Written request:
Type out the data exactly as given. Skip any image.

--- START OF Dataset section ---

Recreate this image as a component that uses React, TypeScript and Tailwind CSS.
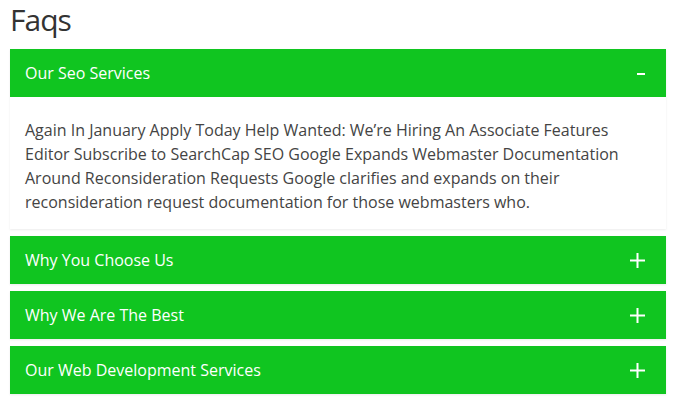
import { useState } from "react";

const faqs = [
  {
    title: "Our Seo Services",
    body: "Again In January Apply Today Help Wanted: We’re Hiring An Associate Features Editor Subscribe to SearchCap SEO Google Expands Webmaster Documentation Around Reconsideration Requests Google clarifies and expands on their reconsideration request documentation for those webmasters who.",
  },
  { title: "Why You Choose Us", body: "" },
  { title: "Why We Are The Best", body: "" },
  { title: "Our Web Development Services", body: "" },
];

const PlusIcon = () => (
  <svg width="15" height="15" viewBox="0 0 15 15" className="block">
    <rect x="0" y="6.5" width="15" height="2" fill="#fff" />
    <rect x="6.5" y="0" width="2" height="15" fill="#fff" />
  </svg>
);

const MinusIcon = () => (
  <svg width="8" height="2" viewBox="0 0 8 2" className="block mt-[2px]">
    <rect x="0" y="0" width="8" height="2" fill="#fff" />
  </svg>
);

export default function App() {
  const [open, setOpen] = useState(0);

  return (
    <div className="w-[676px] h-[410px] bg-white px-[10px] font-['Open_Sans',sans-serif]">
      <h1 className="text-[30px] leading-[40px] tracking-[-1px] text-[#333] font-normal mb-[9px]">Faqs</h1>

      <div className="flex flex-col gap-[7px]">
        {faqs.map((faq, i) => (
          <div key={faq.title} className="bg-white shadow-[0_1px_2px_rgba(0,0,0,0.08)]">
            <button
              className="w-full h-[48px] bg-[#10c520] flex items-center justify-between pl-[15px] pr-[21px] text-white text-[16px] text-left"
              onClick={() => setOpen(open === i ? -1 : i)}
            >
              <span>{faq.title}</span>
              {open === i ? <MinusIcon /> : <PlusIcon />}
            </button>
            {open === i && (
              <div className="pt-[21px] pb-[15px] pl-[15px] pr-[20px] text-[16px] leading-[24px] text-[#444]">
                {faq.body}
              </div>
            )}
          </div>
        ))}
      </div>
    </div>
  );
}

--- END OF Dataset section ---

The response:
Recreate this image as a component that uses React, TypeScript and Tailwind CSS.
import { useState } from "react";

const faqs = [
  {
    title: "Our Seo Services",
    body: "Again In January Apply Today Help Wanted: We’re Hiring An Associate Features Editor Subscribe to SearchCap SEO Google Expands Webmaster Documentation Around Reconsideration Requests Google clarifies and expands on their reconsideration request documentation for those webmasters who.",
  },
  { title: "Why You Choose Us", body: "" },
  { title: "Why We Are The Best", body: "" },
  { title: "Our Web Development Services", body: "" },
];

const PlusIcon = () => (
  <svg width="15" height="15" viewBox="0 0 15 15" className="block">
    <rect x="0" y="6.5" width="15" height="2" fill="#fff" />
    <rect x="6.5" y="0" width="2" height="15" fill="#fff" />
  </svg>
);

const MinusIcon = () => (
  <svg width="8" height="2" viewBox="0 0 8 2" className="block mt-[2px]">
    <rect x="0" y="0" width="8" height="2" fill="#fff" />
  </svg>
);

export default function App() {
  const [open, setOpen] = useState(0);

  return (
    <div className="w-[676px] h-[410px] bg-white px-[10px] font-['Open_Sans',sans-serif]">
      <h1 className="text-[30px] leading-[40px] tracking-[-1px] text-[#333] font-normal mb-[9px]">Faqs</h1>

      <div className="flex flex-col gap-[7px]">
        {faqs.map((faq, i) => (
          <div key={faq.title} className="bg-white shadow-[0_1px_2px_rgba(0,0,0,0.08)]">
            <button
              className="w-full h-[48px] bg-[#10c520] flex items-center justify-between pl-[15px] pr-[21px] text-white text-[16px] text-left"
              onClick={() => setOpen(open === i ? -1 : i)}
            >
              <span>{faq.title}</span>
              {open === i ? <MinusIcon /> : <PlusIcon />}
            </button>
            {open === i && (
              <div className="pt-[21px] pb-[15px] pl-[15px] pr-[20px] text-[16px] leading-[24px] text-[#444]">
                {faq.body}
              </div>
            )}
          </div>
        ))}
      </div>
    </div>
  );
}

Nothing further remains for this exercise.